Among the speakers at the event were Eugene W. Hickok, the acting deputy secretary of the U.S. Department of Education, San Diego schools Superintendent Alan D. Bersin, and William Ouchi, a veteran school reform advocate who is a professor of management at the University of California, Los Angeles.

They and others suggested that Mr. Howard’s group had put its finger on a compelling problem, but that finding solutions for it wouldn’t be easy. Also emphasized throughout the proceedings was the valuable role that litigation has played in securing educational opportunities for students from racial and ethnic minorities and children with disabilities.

“Litigation in the realm of public education really does have an exceptionally honorable history,” said Deborah Wadsworth, the recently retired president of nonpartisan Public Agenda. “It is also true that excessive litigation has teachers and principals literally walking on eggshells.”

Mixed Feelings

Pointing to the study Public Agenda conducted for Common Good, Ms. Wadsworth said teachers and administrators have many complaints about the role that litigation, and the fear of it, play in schools.

Among the study’s findings was that “for many principals and superintendents, avoiding lawsuits and fulfilling regulatory and due process requirements is a time-consuming and often frustrating part of the job.”

The study, based mainly on three focus groups in Illinois and New York state, also found high levels of concern among teachers and principals about being accused of abusing students, and a strong perception that “litigation and due process requirements often give unreasonable people a way ‘to get their way.’ ”

Still, Ms. Wadsworth said, educators seem to possess less of a sense of urgency than doctors do about the need to reduce litigation, except in the area of special education.

“A large proportion of educators defend what’s going on ... as preferable to the days when students had no rights,” she said. “They have concerns about tilting things in the other direction, and are suspicious of the motives of people seeking change. The idea that we’re here to reform the legal process is going to need some stoking.”

Mr. Howard made clear that exactly that kind of stoking was what Common Good intends to do. He called last week’s forum the “opening salvo” in a campaign to change public opinion about the role of law in the schools. The conference was also sponsored by the AEI-Brookings Joint Center for Regulatory Studies, run by the centrist Brookings and the conservative American Enterprise Institute, both Washington think tanks.

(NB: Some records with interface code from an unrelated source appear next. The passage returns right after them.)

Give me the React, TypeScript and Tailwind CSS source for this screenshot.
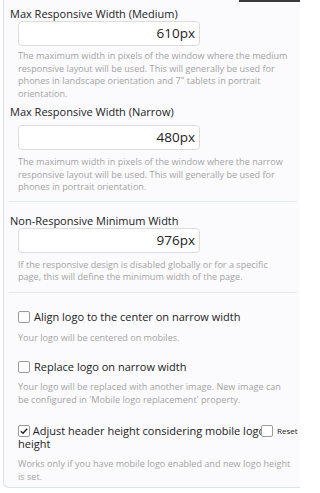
import React from "react";

const font = { fontFamily: '"Open Sans", "Liberation Sans", sans-serif' };

function Box({ checked = false }: { checked?: boolean }) {
  return (
    <span className="inline-flex h-[12px] w-[12px] shrink-0 items-center justify-center rounded-[2px] border border-[#9a9a9a] bg-white align-[-1px]">
      {checked && (
        <svg viewBox="0 0 12 12" className="h-[10px] w-[10px]">
          <path d="M2.2 6.2 L4.8 8.7 L9.8 3.2" fill="none" stroke="#222" strokeWidth="1.7" />
        </svg>
      )}
    </span>
  );
}

function Field({ value }: { value: string }) {
  return (
    <div className="ml-[8px] flex h-[25px] w-[182px] items-center justify-end rounded-[4px] border border-[#dcdcdc] bg-white pr-[4px] text-[13.5px] text-[#222]">
      {value}
    </div>
  );
}

const desc = "ml-[8px] w-[274px] text-[9.1px] leading-[12.5px] text-[#a3a3a3]";

export default function App() {
  return (
    <div className="relative h-[493px] w-[300px] overflow-hidden bg-white" style={font}>
      <div className="absolute right-0 top-0 h-[2px] w-[61px] bg-[#3a3a3a]" />
      <div className="ml-[3px] h-[488px] rounded-bl-[6px] border-b border-l border-[#d9e2ea] bg-[#fbfbfd] pl-[6px]">
        <label className="block pt-[7px] text-[11px] leading-[14px] text-[#222]">
          Max Responsive Width (Medium)
        </label>
        <Field value="610px" />
        <p className={`mt-[4px] ${desc}`}>
          The maximum width in pixels of the window where the medium responsive layout will be used. This will generally be used for phones in landscape orientation and 7" tablets in portrait orientation.
        </p>

        <label className="mt-[5px] block text-[11px] leading-[14px] text-[#222]">
          Max Responsive Width (Narrow)
        </label>
        <div className="mt-[6px]">
          <Field value="480px" />
        </div>
        <p className={`mt-[6px] ${desc}`}>
          The maximum width in pixels of the window where the narrow responsive layout will be used. This will generally be used for phones in portrait orientation.
        </p>

        <div className="ml-[-1px] mt-[7px] h-px w-[288px] bg-[#e1eaf1]" />

        <label className="mt-[12px] block text-[11px] leading-[14px] text-[#222]">
          Non-Responsive Minimum Width
        </label>
        <Field value="976px" />
        <p className={`mt-[6px] ${desc}`}>
          If the responsive design is disabled globally or for a specific page, this will define the minimum width of the page.
        </p>

        <div className="ml-[-1px] mt-[8px] h-px w-[288px] bg-[#e1eaf1]" />

        <div className="ml-[8px] mt-[16px] flex items-center gap-[4px] text-[11px] leading-[16px] text-[#222]">
          <Box />
          <span>Align logo to the center on narrow width</span>
        </div>
        <p className={`mt-[7px] ${desc}`}>Your logo will be centered on mobiles.</p>

        <div className="ml-[8px] mt-[15px] flex items-center gap-[4px] text-[11px] leading-[16px] text-[#222]">
          <Box />
          <span>Replace logo on narrow width</span>
        </div>
        <p className={`mt-[6px] ${desc}`}>
          Your logo will be replaced with another image. New image can be configured in 'Mobile logo replacement' property.
        </p>

        <div className="relative ml-[8px] mt-[18px] w-[274px] text-[11px] leading-[13px] text-[#222]">
          <Box checked /> <span>Adjust header height considering mobile logo height</span>
          <div className="absolute left-[243px] top-[1px] flex items-center gap-[4px] bg-[#fbfbfd] pr-[2px] text-[8px] leading-[12px] text-[#222]">
            <Box />
            <span>Reset</span>
          </div>
        </div>
        <p className="ml-[8px] mt-[7px] w-[278px] text-[9.1px] leading-[13px] text-[#a3a3a3]">
          Works only if you have mobile logo enabled and new logo height is set.
        </p>
      </div>
    </div>
  );
}
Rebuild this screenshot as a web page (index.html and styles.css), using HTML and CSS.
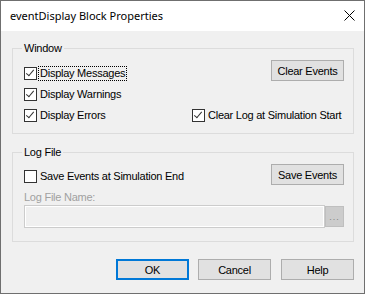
FILE: index.html
```html
<!DOCTYPE html>
<html lang="en">
<head>
    <meta charset="UTF-8">
    <title>eventDisplay Block Properties</title>
    <link rel="stylesheet" href="styles.css">
</head>
<body>
<div class="dialog">
    <div class="titlebar">
        <span class="caption">eventDisplay Block Properties</span>
        <span class="close">
            <svg width="11" height="11" viewBox="0 0 11 11">
                <path d="M0.5 0.5 L10.5 10.5 M10.5 0.5 L0.5 10.5" stroke="#000" stroke-width="1" fill="none"/>
            </svg>
        </span>
    </div>
    <div class="content">
        <div class="group group-window">
            <div class="legend">Window</div>
            <label class="check c1"><span class="box on"></span><span class="text focus">Display Messages</span></label>
            <label class="check c2"><span class="box on"></span><span class="text">Display Warnings</span></label>
            <label class="check c3"><span class="box on"></span><span class="text">Display Errors</span></label>
            <div class="btn clear-btn">Clear Events</div>
            <label class="check c4"><span class="box on"></span><span class="text">Clear Log at Simulation Start</span></label>
        </div>

        <div class="group group-log">
            <div class="legend">Log File</div>
            <div class="log-row">
                <label class="check save-check"><span class="box"></span><span class="text">Save Events at Simulation End</span></label>
                <div class="btn">Save Events</div>
            </div>
            <div class="field-label">Log File Name:</div>
            <div class="field-row">
                <div class="field"></div>
                <div class="browse">...</div>
            </div>
        </div>

        <div class="actions">
            <div class="btn ok">OK</div>
            <div class="btn cancel">Cancel</div>
            <div class="btn help">Help</div>
        </div>
    </div>
</div>
</body>
</html>
```

FILE: styles.css
```css
* {
    box-sizing: border-box;
}

body {
    margin: 0;
    font-family: "Liberation Sans", Arial, sans-serif;
    font-size: 11px;
    letter-spacing: -0.25px;
    color: #000000;
}

.dialog {
    width: 365px;
    height: 294px;
    border: 1px solid #6f6f6f;
    background-color: #f0f0f0;
    display: flex;
    flex-direction: column;
}

.titlebar {
    height: 30px;
    background-color: #ffffff;
    display: flex;
    align-items: center;
    padding-left: 9px;
    padding-right: 9px;
}

.caption {
    font-family: "Noto Sans", "Open Sans", sans-serif;
    font-size: 11px;
    letter-spacing: 0;
    flex: 1;
    padding-bottom: 1px;
}

.close {
    width: 11px;
    height: 11px;
    display: flex;
    margin-top: -2px;
}

.content {
    flex: 1;
    padding: 17px 10px 0 11px;
}

.group {
    position: relative;
    border: 1px solid #dcdcdc;
    width: 342px;
}

.legend {
    position: absolute;
    top: -7px;
    left: 9px;
    padding: 0 2px;
    line-height: 13px;
    background-color: #f0f0f0;
}

.group-window {
    height: 86px;
    padding: 14px 9px 0 11px;
    display: grid;
    grid-template-columns: 168px minmax(0, 1fr);
    grid-template-rows: 21px 21px 21px;
}

.check {
    display: flex;
    align-items: center;
    white-space: nowrap;
}

.box {
    width: 13px;
    height: 13px;
    border: 1px solid #333333;
    background-color: #ffffff;
    margin-right: 3px;
    position: relative;
    flex: none;
}

.box.on:after {
    content: '';
    position: absolute;
    left: 3px;
    top: 0px;
    width: 3px;
    height: 7px;
    border-right: 1px solid #333333;
    border-bottom: 1px solid #333333;
    transform: rotate(40deg);
}

.text {
    line-height: 13px;
}

.focus {
    outline: 1px dotted #000000;
    padding: 0 1px;
    margin-left: -1px;
}

.c1 { grid-column: 1; grid-row: 1; }
.c2 { grid-column: 1; grid-row: 2; }
.c3 { grid-column: 1; grid-row: 3; }
.c4 { grid-column: 2; grid-row: 3; }

.clear-btn {
    grid-column: 2;
    grid-row: 1;
    justify-self: end;
    margin-top: -3px;
}

.btn {
    width: 73px;
    height: 21px;
    border: 1px solid #adadad;
    background-color: #e1e1e1;
    display: flex;
    align-items: center;
    justify-content: center;
    flex: none;
}

.group-log {
    margin-top: 18px;
    height: 90px;
    padding: 11px 9px 0 11px;
}

.log-row {
    display: flex;
    justify-content: space-between;
    align-items: flex-start;
}

.save-check {
    margin-top: 6px;
}

.field-label {
    color: #a0a0a0;
    line-height: 13px;
    margin-top: 6px;
}

.field-row {
    display: flex;
    align-items: flex-start;
    margin-top: 1px;
}

.field {
    width: 301px;
    height: 23px;
    border: 1px solid #cccccc;
    box-shadow: inset 0 0 0 1px #ffffff;
    background-color: #f0f0f0;
}

.browse {
    width: 19px;
    height: 21px;
    margin-top: 1px;
    background-color: #cccccc;
    border: 1px solid #bfbfbf;
    color: #838383;
    font-size: 9px;
    display: flex;
    justify-content: center;
    align-items: flex-end;
    padding-bottom: 4px;
    letter-spacing: 1px;
}

.actions {
    display: flex;
    justify-content: flex-end;
    margin-top: 17px;
}

.ok {
    border: 2px solid #0078d7;
}

.cancel {
    margin-left: 9px;
}

.help {
    margin-left: 10px;
}
```
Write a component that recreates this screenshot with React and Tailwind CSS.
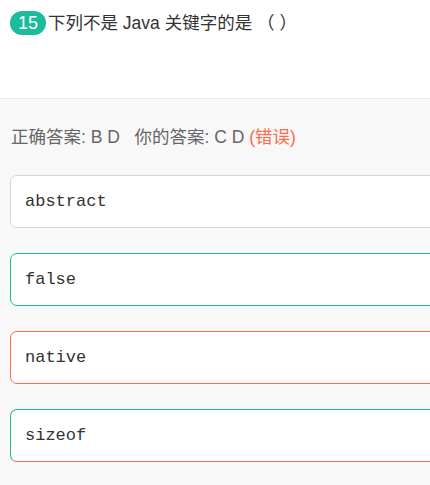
const OPCIONES = [
  { texto: 'abstract', borde: 'border-[#d6d6d6]' },
  { texto: 'false', borde: 'border-[#1abc9c]' },
  { texto: 'native', borde: 'border-[#ff6a4d]' },
  { texto: 'sizeof', borde: 'border-[#1abc9c] border-b-[#ff6a4d]' },
];

export default function App() {
  return (
    <div className="w-[430px] h-[485px] overflow-hidden bg-[#f8f8f8] font-['Liberation_Sans','Noto_Sans_CJK_SC',sans-serif]">
      <header className="h-[99px] bg-white border-b border-[#e8e8e8] pt-[11px] pl-[10px]">
        <div className="flex items-center">
          <span className="h-[24px] w-[36px] rounded-full bg-[#1abc9c] text-white text-[18px] leading-[24px] text-center">15</span>
          <p className="ml-[2px] text-[17.5px] leading-[24px] text-[#333]">下列不是 Java 关键字的是 （ ）</p>
        </div>
      </header>

      <main className="pl-[10px]">
        <p className="pt-[26px] pl-[1px] text-[17.5px] leading-[24px] text-[#666]">
          正确答案: B D&nbsp;&nbsp;&nbsp;你的答案: C D <span className="text-[#ff6a4d]">(错误)</span>
        </p>
        <div className="mt-[26px] flex flex-col gap-[25px]">
          {OPCIONES.map((o) => (
            <div
              key={o.texto}
              className={`w-[440px] h-[53px] bg-white border rounded-[7px] flex items-center pl-[14px] ${o.borde}`}
            >
              <span className="font-['Liberation_Mono',monospace] text-[17px] text-[#333]">{o.texto}</span>
            </div>
          ))}
        </div>
      </main>
    </div>
  );
}
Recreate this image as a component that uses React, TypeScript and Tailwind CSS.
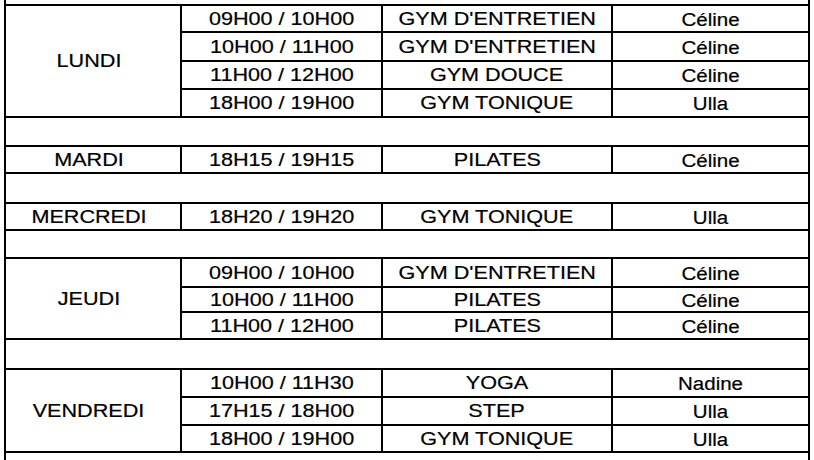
import React from "react";

type Slot = { time: string; activity: string; coach: string };
type Group = { day: string; rows: string; span: string; slots: Slot[] };

const groups: Group[] = [
  {
    day: "LUNDI",
    rows: "grid-rows-[25px_27px_26px_26px]",
    span: "row-span-4",
    slots: [
      { time: "09H00 / 10H00", activity: "GYM D'ENTRETIEN", coach: "Céline" },
      { time: "10H00 / 11H00", activity: "GYM D'ENTRETIEN", coach: "Céline" },
      { time: "11H00 / 12H00", activity: "GYM DOUCE", coach: "Céline" },
      { time: "18H00 / 19H00", activity: "GYM TONIQUE", coach: "Ulla" },
    ],
  },
  {
    day: "MARDI",
    rows: "grid-rows-[25px]",
    span: "row-span-1",
    slots: [{ time: "18H15 / 19H15", activity: "PILATES", coach: "Céline" }],
  },
  {
    day: "MERCREDI",
    rows: "grid-rows-[25px]",
    span: "row-span-1",
    slots: [{ time: "18H20 / 19H20", activity: "GYM TONIQUE", coach: "Ulla" }],
  },
  {
    day: "JEUDI",
    rows: "grid-rows-[27px_23px_25px]",
    span: "row-span-3",
    slots: [
      { time: "09H00 / 10H00", activity: "GYM D'ENTRETIEN", coach: "Céline" },
      { time: "10H00 / 11H00", activity: "PILATES", coach: "Céline" },
      { time: "11H00 / 12H00", activity: "PILATES", coach: "Céline" },
    ],
  },
  {
    day: "VENDREDI",
    rows: "grid-rows-[26px_26px_25px]",
    span: "row-span-3",
    slots: [
      { time: "10H00 / 11H30", activity: "YOGA", coach: "Nadine" },
      { time: "17H15 / 18H00", activity: "STEP", coach: "Ulla" },
      { time: "18H00 / 19H00", activity: "GYM TONIQUE", coach: "Ulla" },
    ],
  },
];

// hauteur des lignes vides entre les jours
const spacers = ["h-[27px]", "h-[28px]", "h-[26px]", "h-[28px]"];

function Cell({ children, className = "" }: { children: React.ReactNode; className?: string }) {
  return (
    <div className={`flex items-center justify-center bg-white ${className}`}>
      <span className="inline-block whitespace-nowrap scale-x-[1.2]">{children}</span>
    </div>
  );
}

export default function App() {
  return (
    <div className="h-[460px] w-[814px] overflow-hidden bg-white font-['Liberation_Sans',Arial,sans-serif] text-[18px] leading-none text-black [-webkit-text-stroke:0.2px_black]">
      <div className="ml-[4px] flex h-full w-[806px] flex-col">
        <div className="h-[4px] border-x-2 border-black" />
        {groups.map((g, i) => (
          <React.Fragment key={g.day}>
            <div className={`grid grid-cols-[174px_199px_228px_195px] ${g.rows} gap-[2px] border-2 border-black bg-black`}>
              <Cell className={`${g.span} pr-[8px]`}>{g.day}</Cell>
              {g.slots.map((s, j) => (
                <React.Fragment key={j}>
                  <Cell className="col-start-2">{s.time}</Cell>
                  <Cell>{s.activity}</Cell>
                  <Cell className="pt-[2px]">
                    <span className="inline-block scale-x-[0.95]">{s.coach}</span>
                  </Cell>
                </React.Fragment>
              ))}
            </div>
            {i < spacers.length && <div className={`${spacers[i]} border-x-2 border-black`} />}
          </React.Fragment>
        ))}
        <div className="flex-1 border-x-2 border-black" />
      </div>
    </div>
  );
}
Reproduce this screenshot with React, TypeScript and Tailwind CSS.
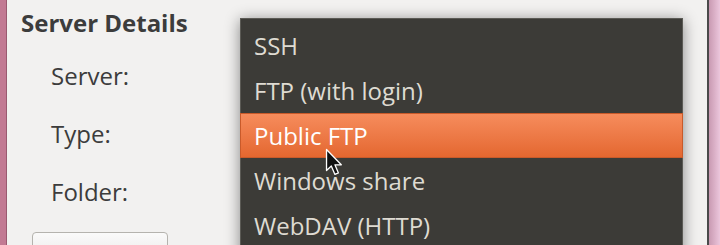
import React from "react";

const items = ["SSH", "FTP (with login)", "Public FTP", "Windows share", "WebDAV (HTTP)"];

function Cursor() {
  return (
    <svg width="19" height="29" viewBox="0 0 13 20" className="absolute left-[318px] top-[148px]">
      <path d="M1 1 L1 15.5 L4.3 12.4 L6.8 18.2 L9.2 17.2 L6.8 11.6 L11.2 11.6 Z" fill="#111" stroke="#fff" strokeWidth="0.9" strokeLinejoin="round" />
    </svg>
  );
}

export default function App() {
  return (
    <div className="w-[720px] h-[245px] flex overflow-hidden" style={{ fontFamily: '"Open Sans", "DejaVu Sans", sans-serif' }}>
      <div className="w-[7px] h-full bg-[#c27a93] border-r border-[#9a5a70]" />
      <div className="flex-1 h-full bg-[#f2f1f0] relative">
        <div className="pl-[14px] pt-[9px] text-[#3c3c3c]">
          <div className="text-[24px] font-bold leading-[28px]">Server Details</div>
          <div className="pl-[30px] flex flex-col text-[24px]">
            <div className="mt-[25px] leading-[28px]">Server:</div>
            <div className="mt-[30px] leading-[28px]">Type:</div>
            <div className="mt-[30px] leading-[28px]">Folder:</div>
          </div>
          <div className="ml-[11px] mt-[26px] w-[136px] h-[30px] rounded-[4px] border border-[#b5b3ae] bg-gradient-to-b from-[#fafafa] to-[#ebeae8]" />
        </div>

        <div className="absolute left-[233px] top-[18px] w-[443px] h-[240px] bg-[#3c3b37] border border-[#5b5a55] shadow-[0_2px_14px_rgba(0,0,0,0.45)] text-[24px] text-[#dfdbd2]">
          <div className="pt-[4px] flex flex-col">
            {items.map((it, i) => (
              <div
                key={it}
                className={
                  i === 2
                    ? "h-[45px] flex items-center pl-[13px] text-white bg-gradient-to-b from-[#f68c5c] to-[#e4672f] border border-[#c95a2a] -mx-px"
                    : "h-[45px] flex items-center pl-[13px]"
                }
              >
                {it}
              </div>
            ))}
          </div>
        </div>
        <Cursor />
      </div>
      <div className="w-[13px] h-full border-l-2 border-[#4a4a4a] bg-gradient-to-r from-[#c99ab2] to-[#ecc6dc]" />
    </div>
  );
}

Common Good is branching out after initially focusing on the health-care industry, said Mr. Howard, whose 1996 book The Death of Common Sense was a best seller. He followed up that volume in 2001 with The Collapse of the Common Good: How America’s Lawsuit Culture Undermines Our Freedom.

‘The Best Intentions’

Another speaker was Richard Arum, an associate professor of sociology at New York University and author of the newly published book Judging School Discipline: The Crisis of Moral Authority in American Schools.

Mr. Arum said the legal climate for schools shifted in the late 1960s and early 1970s, when many students challenged disciplinary actions related to political protest or other free-expression issues. Because of legal precedents established during that era, he said, since 1975 courts have handled far more challenges to disciplinary actions stemming from general misbehavior, as well as incidents involving alcohol, drugs, weapons, and violence.

While the courts often side with schools in such cases, Mr. Arum said, they have fueled caution among educators about disciplining students. The upshot, he contends, is that schools are having more trouble socializing students at a time when their duty to do so has grown greater because of shifts in family structure.

David Schoenbrod, a professor at New York Law School in New York City, argued that court decrees—typically influenced heavily by plaintiff wish lists, he said—had spawned the development of complex regulatory bureaucracies in many urban school systems.

He said Congress should consider requiring that decrees involving schools stick to rectifying violations of law, be easier to modify as conditions change, and expire after a specified time period.

“We need something like a school litigation reform act,” Mr. Schoenbrod argued.

Legalistic thinking has had a pernicious effect on the behavior of many educators, said Mr. Bersin, a former federal prosecutor during the Clinton administration and a corporate lawyer who has been the superintendent of the 143,000-student San Diego school district since 1998.

“It’s the anaconda in the chandelier that stares down and makes you refrain from saying what you would otherwise say,” he said. “We’ve created a due process system that defeats progress rather than serves it.”

At the same time, he said, court battles such as those waged to end school desegregation and the marginalization of children with disabilities were “as much worth fighting as the ones put on our agenda today.”

Those seeking to diminish the role of law in education should proceed with caution, he added.

“I wish it would be easy to get out of the quagmire we’re in ... by simply waving a wand,” he said. “But we are a system of laws, and it’s going to take the law to get us out of this.”